Jeremy: We did not really anticipate how players would play Ark when we began its development, in the sense of treating it like a persistent online game and playing it like it was a service-orientated game. It’s been a learning curve for us in that respect. When we began Ark’s development, we were like “hey, let’s make a fun game with dinosaurs and survival.” We thought it would be more of an end-to-end experience; you wake up on this island, you’ll figure out how to escape and that’ll be the game, however long that takes you. And we have that in there – you can play it and you can get a little ending and feel like “Alright, I escaped and I feel complete.” But most people play the game who are crazy about it and they play it endlessly beyond that point and just continue to raise more dinos and battle over territory and servers and that’s an ongoing process for them.
Leon: The big Xbox One X focus has been 4K, but you need a huge screen to really appreciate it. It's not the be all and end all of what’s possible, is it? For me, things like HDR really make the difference.
Jeremy: Hopefully, Microsoft (and Sony as well) don’t necessarily lean too hard on the 4K. The overall message hopefully should be not just the 4K, but HDR and just the increased power of the graphics processor generally. I think you’re going to see games, Ark is one of them, even on the Xbox One X not running 4K. It’s 1440p because we decided we would rather have higher end graphics than higher resolution. I think, over the next year, you’ll see a lot of games deciding “You know what? 4K isn’t as important as getting more visuals on screen,” and that’s the trade off they’ll decide to make, and I think that’s a worthy trade off. I’d rather have a game which is more visually immersive, running at something like 1440p, than a game which is throwing a few extra pixels in there but has to simplify the graphics as a result.

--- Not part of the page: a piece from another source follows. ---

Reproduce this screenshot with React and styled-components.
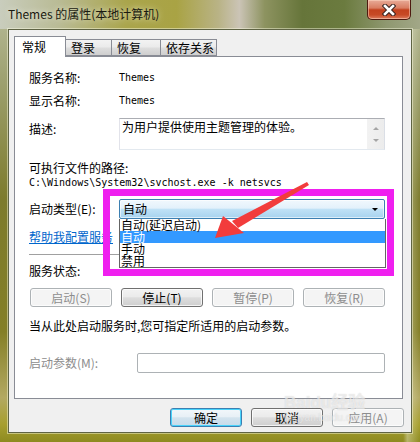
import React from 'react'
import styled, { createGlobalStyle } from 'styled-components'

const GlobalStyle = createGlobalStyle`
  html, body {
    margin: 0;
    padding: 0;
    background: #7b8340;
  }
  body {
    font-family: "Noto Sans CJK SC", "Noto Sans", sans-serif;
    font-size: 12px;
    color: #000;
  }
`

const Window = styled.div`
  position: relative;
  width: 420px;
  height: 442px;
  box-sizing: border-box;
  display: flex;
  flex-direction: column;
  padding: 0 8px 9px 8px;
  overflow: hidden;
  background:
    linear-gradient(90deg, rgba(0,0,0,0) 0%, rgba(0,0,0,0) 96%, rgba(255,255,240,0.35) 97%, rgba(0,0,0,0) 100%),
    linear-gradient(180deg, #b9bd9c 0%, #9ea170 18%, #7d7b2c 45%, #847f26 75%, #b3a962 90%, #a79f2e 96%, #8d8a20 100%);
`

const TitleBar = styled.div`
  height: 29px;
  margin: 0 -8px;
  display: flex;
  align-items: flex-start;
  justify-content: space-between;
  background: linear-gradient(90deg, #c9cdbd 0%, #b9bb95 14%, #aaa54c 30%, #a9a344 42%, #b9b386 52%, #cbc4b6 57%, #8d9360 63%, #66753a 72%, #6b7b3f 82%, #8f9870 92%, #a2a787 100%);
`

const Title = styled.div`
  padding: 6px 0 0 8px;
  font-size: 12px;
  line-height: 16px;
  color: #1a1a10;
  text-shadow: 0 0 6px rgba(255, 255, 240, 0.8);
`

const CloseButton = styled.div`
  width: 44px;
  height: 20px;
  margin-right: 9px;
  box-sizing: border-box;
  border: 1px solid #4e1a10;
  border-top: none;
  border-radius: 0 0 5px 5px;
  display: flex;
  align-items: center;
  justify-content: center;
  background: linear-gradient(180deg, #e8ab98 0%, #d97d62 42%, #c3421f 52%, #c74a26 78%, #dc7c5e 100%);
  box-shadow: inset 0 0 0 1px rgba(255, 220, 200, 0.5);
`

const Client = styled.div`
  flex: 1;
  display: flex;
  flex-direction: column;
  background: #f0f0f0;
  border: 1px solid #5f6444;
  padding: 6px 0 0 5px;
  box-shadow: 0 0 0 1px rgba(255, 255, 230, 0.45);
`

const TabRow = styled.div`
  display: flex;
  align-items: flex-end;
  height: 20px;
`

const Tab = styled.div`
  position: relative;
  z-index: ${(p) => (p.active ? 2 : 1)};
  width: ${(p) => p.w}px;
  height: ${(p) => (p.active ? 21 : 17)}px;
  margin-bottom: ${(p) => (p.active ? -1 : 0)}px;
  margin-left: -1px;
  box-sizing: border-box;
  border: 1px solid #898c95;
  border-bottom: ${(p) => (p.active ? 'none' : '1px solid #898c95')};
  padding-left: ${(p) => (p.active ? 7 : 5)}px;
  line-height: ${(p) => (p.active ? 20 : 15)}px;
  font-size: 12px;
  background: ${(p) =>
    p.active ? '#ffffff' : 'linear-gradient(180deg, #f3f3f3 0%, #ebebeb 45%, #dddddd 55%, #cfcfcf 100%)'};
  &:first-child {
    margin-left: 0;
  }
`

const Panel = styled.div`
  width: 389px;
  height: 343px;
  box-sizing: border-box;
  border: 1px solid #898c95;
  background: #ffffff;
  padding: 0 17px 0 14px;
  display: flex;
  flex-direction: column;
`

const Row = styled.div`
  display: flex;
  align-items: ${(p) => p.align || 'center'};
  height: ${(p) => p.h}px;
  margin-top: ${(p) => p.mt}px;
  flex-shrink: 0;
`

const Label = styled.div`
  width: ${(p) => p.w || 90}px;
  flex-shrink: 0;
  line-height: 14px;
  color: ${(p) => (p.disabled ? '#8d8d8d' : '#000')};
  margin-top: ${(p) => p.mt || 0}px;
`

const Text = styled.div`
  line-height: 14px;
  white-space: nowrap;
`

const Mono = styled.div`
  font-family: "DejaVu Sans Mono", "Liberation Mono", monospace;
  font-size: 10px;
  line-height: 14px;
  white-space: nowrap;
`

const TextArea = styled.div`
  width: 266px;
  height: 32px;
  box-sizing: border-box;
  border: 1px solid #abadb3;
  border-left-color: #e2e3ea;
  border-right-color: #dbdfe6;
  border-bottom-color: #e3e9ef;
  display: flex;
  background: #fff;
`

const AreaText = styled.div`
  flex: 1;
  padding: 0 0 0 2px;
  line-height: 15px;
`

const ScrollBar = styled.div`
  width: 17px;
  background: linear-gradient(90deg, #f2f2f2, #ececec);
  display: flex;
  flex-direction: column;
  align-items: center;
  justify-content: space-around;
  padding: 3px 0;
  box-sizing: border-box;
`

const Arrow = styled.div`
  width: 0;
  height: 0;
  border-left: 3.5px solid transparent;
  border-right: 3.5px solid transparent;
  ${(p) => (p.up ? 'border-bottom' : 'border-top')}: 3px solid ${(p) => p.color || '#a5a5a5'};
`

const ComboWrap = styled.div`
  position: relative;
  width: 266px;
  height: 20px;
`

const Combo = styled.div`
  height: 100%;
  box-sizing: border-box;
  border: 1px solid #3c7fb1;
  border-radius: 2px;
  padding-left: 3px;
  display: flex;
  align-items: center;
  justify-content: space-between;
  padding-right: 6px;
  line-height: 14px;
  background: linear-gradient(180deg, #f1f8fd 0%, #e3f1fb 45%, #bfe1f6 52%, #a7d3ef 100%);
  box-shadow: inset 0 0 0 1px rgba(255, 255, 255, 0.6);
`

const DropList = styled.div`
  position: absolute;
  left: 0;
  top: 100%;
  width: 267px;
  box-sizing: border-box;
  border: 1px solid #646464;
  border-top: none;
  background: #fff;
  z-index: 3;
`

const DropItem = styled.div`
  height: 12px;
  line-height: 12px;
  padding-left: 1px;
  background: ${(p) => (p.selected ? '#3399ff' : 'transparent')};
  color: ${(p) => (p.selected ? '#fff' : '#000')};
  white-space: nowrap;
`

const Link = styled.div`
  color: #0066cc;
  text-decoration: underline;
  line-height: 14px;
  white-space: nowrap;
`

const Separator = styled.div`
  height: 0;
  border-top: 1px solid #a0a0a0;
  margin-top: ${(p) => p.mt}px;
  flex-shrink: 0;
`

const ButtonRow = styled.div`
  display: flex;
  gap: 9px;
  margin-top: ${(p) => p.mt || 0}px;
  padding-left: ${(p) => p.pl || 0}px;
  flex-shrink: 0;
`

const Button = styled.div`
  width: ${(p) => p.w || 82}px;
  height: 19px;
  box-sizing: border-box;
  border-radius: 3px;
  display: flex;
  align-items: center;
  justify-content: center;
  font-size: 12px;
  line-height: 14px;
  border: 1px solid ${(p) => (p.disabled ? '#adb2b5' : p.primary ? '#3c7fb1' : '#707070')};
  color: ${(p) => (p.disabled ? '#8d8d8d' : '#000')};
  background: ${(p) =>
    p.disabled
      ? '#f4f4f4'
      : p.primary
      ? 'linear-gradient(180deg, #f2f7fb 0%, #e8f0f6 45%, #d3e3ee 52%, #c6dbea 100%)'
      : 'linear-gradient(180deg, #f2f2f2 0%, #ebebeb 45%, #dddddd 52%, #cfcfcf 100%)'};
  box-shadow: ${(p) =>
    p.primary ? 'inset 0 0 0 1px #48d3fb' : 'inset 0 0 0 1px rgba(255,255,255,0.75)'};
`

const Input = styled.div`
  width: 248px;
  height: 20px;
  box-sizing: border-box;
  border: 1px solid #adb2b5;
  border-radius: 2px;
  background: #fff;
`

const BottomBar = styled.div`
  display: flex;
  gap: 9px;
  justify-content: flex-end;
  padding-right: 7px;
  margin-top: 9px;
`

const Highlight = styled.div`
  position: absolute;
  left: 103px;
  top: 189px;
  width: 291px;
  height: 87px;
  box-sizing: border-box;
  border: 7px solid #ef1fef;
  pointer-events: none;
  z-index: 5;
`

const Overlay = styled.svg`
  position: absolute;
  left: 0;
  top: 0;
  z-index: 6;
  pointer-events: none;
`

const Watermark = styled.div`
  position: absolute;
  left: 284px;
  top: 394px;
  z-index: 6;
  color: rgba(255, 255, 255, 0.55);
  font-family: "Liberation Sans", "Noto Sans CJK SC", sans-serif;
  font-weight: bold;
  text-shadow: 0 0 1px rgba(160, 160, 160, 0.45);
  pointer-events: none;
`

const WmBig = styled.div`
  font-size: 17px;
  line-height: 18px;
`

const WmSmall = styled.div`
  font-size: 10px;
  line-height: 11px;
  font-weight: normal;
`

const CloseGlyph = () => (
  <svg width="14" height="12" viewBox="0 0 14 12">
    <path d="M3 2 L11 10 M11 2 L3 10" stroke="#3a2420" strokeWidth="4.6" strokeLinecap="square" />
    <path d="M3 2 L11 10 M11 2 L3 10" stroke="#ffffff" strokeWidth="2.6" strokeLinecap="square" />
  </svg>
)

const tabs = [
  { label: '常规', w: 52, active: true },
  { label: '登录', w: 47 },
  { label: '恢复', w: 50 },
  { label: '依存关系', w: 57 },
]

const App = () => {
  return (
    <>
      <GlobalStyle />
      <Window>
        <TitleBar>
          <Title>Themes 的属性(本地计算机)</Title>
          <CloseButton>
            <CloseGlyph />
          </CloseButton>
        </TitleBar>
        <Client>
          <TabRow>
            {tabs.map((t) => (
              <Tab key={t.label} w={t.w} active={t.active}>
                {t.label}
              </Tab>
            ))}
          </TabRow>
          <Panel>
            <Row h={14} mt={14}>
              <Label>服务名称:</Label>
              <Mono>Themes</Mono>
            </Row>
            <Row h={14} mt={9}>
              <Label>显示名称:</Label>
              <Mono>Themes</Mono>
            </Row>
            <Row h={32} mt={10} align="flex-start">
              <Label mt={4}>描述:</Label>
              <TextArea>
                <AreaText>为用户提供使用主题管理的体验。</AreaText>
                <ScrollBar>
                  <Arrow up />
                  <Arrow />
                </ScrollBar>
              </TextArea>
            </Row>
            <Row h={14} mt={11}>
              <Text>可执行文件的路径:</Text>
            </Row>
            <Row h={14} mt={1}>
              <Mono>C:\Windows\System32\svchost.exe -k netsvcs</Mono>
            </Row>
            <Row h={20} mt={9}>
              <Label>启动类型(E):</Label>
              <ComboWrap>
                <Combo>
                  <span>自动</span>
                  <Arrow color="#000" />
                </Combo>
                <DropList>
                  <DropItem>自动(延迟启动)</DropItem>
                  <DropItem selected>自动</DropItem>
                  <DropItem>手动</DropItem>
                  <DropItem>禁用</DropItem>
                </DropList>
              </ComboWrap>
            </Row>
            <Row h={14} mt={11}>
              <Link>帮助我配置服务</Link>
            </Row>
            <Separator mt={10} />
            <Row h={14} mt={9}>
              <Text>服务状态:</Text>
            </Row>
            <ButtonRow mt={10} pl={1}>
              <Button disabled>启动(S)</Button>
              <Button>停止(T)</Button>
              <Button disabled>暂停(P)</Button>
              <Button disabled>恢复(R)</Button>
            </ButtonRow>
            <Row h={14} mt={12}>
              <Text>当从此处启动服务时,您可指定所适用的启动参数。</Text>
            </Row>
            <Row h={20} mt={20}>
              <Label w={108} disabled>
                启动参数(M):
              </Label>
              <Input />
            </Row>
          </Panel>
          <BottomBar>
            <Button w={72} primary>
              确定
            </Button>
            <Button w={72}>取消</Button>
            <Button w={72} disabled>
              应用(A)
            </Button>
          </BottomBar>
        </Client>
        <Highlight />
        <Overlay width="420" height="442" viewBox="0 0 420 442">
          <polygon points="307,182 309,185 238,228 232,221" fill="#f23c3c" />
          <polygon points="215,238 223,216 244,233" fill="#f23c3c" />
        </Overlay>
        <Watermark>
          <WmBig>Baidu经验</WmBig>
          <WmSmall>jingyan.baidu.com</WmSmall>
        </Watermark>
      </Window>
    </>
  )
}

export default App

Leon: What can you do with the extra power that isn’t just 4K? Especially as you have to make sure everything runs on every console?
Jeremy: I think an under-sung aspect of the Xbox One X that I don’t think [is] necessarily talked about is actually how much more RAM it has, its store of dynamic memory. The Xbox One essentially has about 5GB of game-usable memory. Whereas the Xbox One X has 9GB of developer-usable memory. That’s a crazy large jump, and some of that of course can be used for higher-res textures and 4K but not all of it!
What’s really interesting about the Xbox One X is you have access to more RAM than you have on any standard PC. Sure, gamers have PCs that have 16GB of RAM if not more, but you can’t design your game for that. If you design your game to use 16GB or even 9GB of RAM on PC, you’re screwed because most PC gamers only have 8GB of RAM on their PC and 2 of those GB at least are used up for the operating system.
So what’s interesting about the Xbox One X is, right now, it has the most guaranteed memory of any platform out there. 9GB that the developer has guaranteed access to, and that’s crazy. Because what you can do with that is have such a larger world and memory, way more entities stored in memory and just probably tons of more things happening in the background that are stored and persistent and I don’t think any game has fully taken advantage of that yet. You can increase the textures and increase the resolution and still not get anywhere near the 4GB of additional usable memory you have on that console. I look forward to games making use of that.
Now, granted, I don’t think Microsoft will allow games to be developed purely for the Xbox One X, nor should they in my opinion. But I do think developers can probably design a game that really makes full use of that if they’re building their game around the fact they could have access to this additional 4GB of memory, then they can probably do some really interesting stuff.
Leon: The whole point of consoles in the past was that it was a locked system. You bought a box and it did what it did. Now you have incremental upgrades and graphic settings options. Do you think we’ll end up with PC like variation creeping in?
Jeremy: I think the lack of a 'one-size-fits-all' is better. Some people have $500+ to blow on a new console and other people just want a $200 version of the same console that will let them play the game, but not necessarily with the highest end graphics. I think recognising not everybody has access to the same resources, and also is looking for the exact same experiences, is very reasonable on console developers, publishers and the platforms. So I hope that trend doesn’t stop, actually.
Leon: Do you think we’ll see an Xbox One X-2? And is the idea of a base and an enhanced unit the new standard moving forward?
Jeremy: I think we’re not going to see another mid-cycle upgrade for this generation of consoles. I think what the Xbox One X and the PS4 Pro really are about is the advent of 4K and HDR. When the first generation consoles were made, they probably had no idea that resolutions would go up that high. Or that HDR would be a thing in terms of displays, so they couldn’t predict that.
And it just takes more memory, it takes more processing power. I don’t think they felt the consoles as they were previously configured would really be up for that without making serious visual sacrifices. So I think that it was more about future proofing and less a matter of the desire to do this multiple times.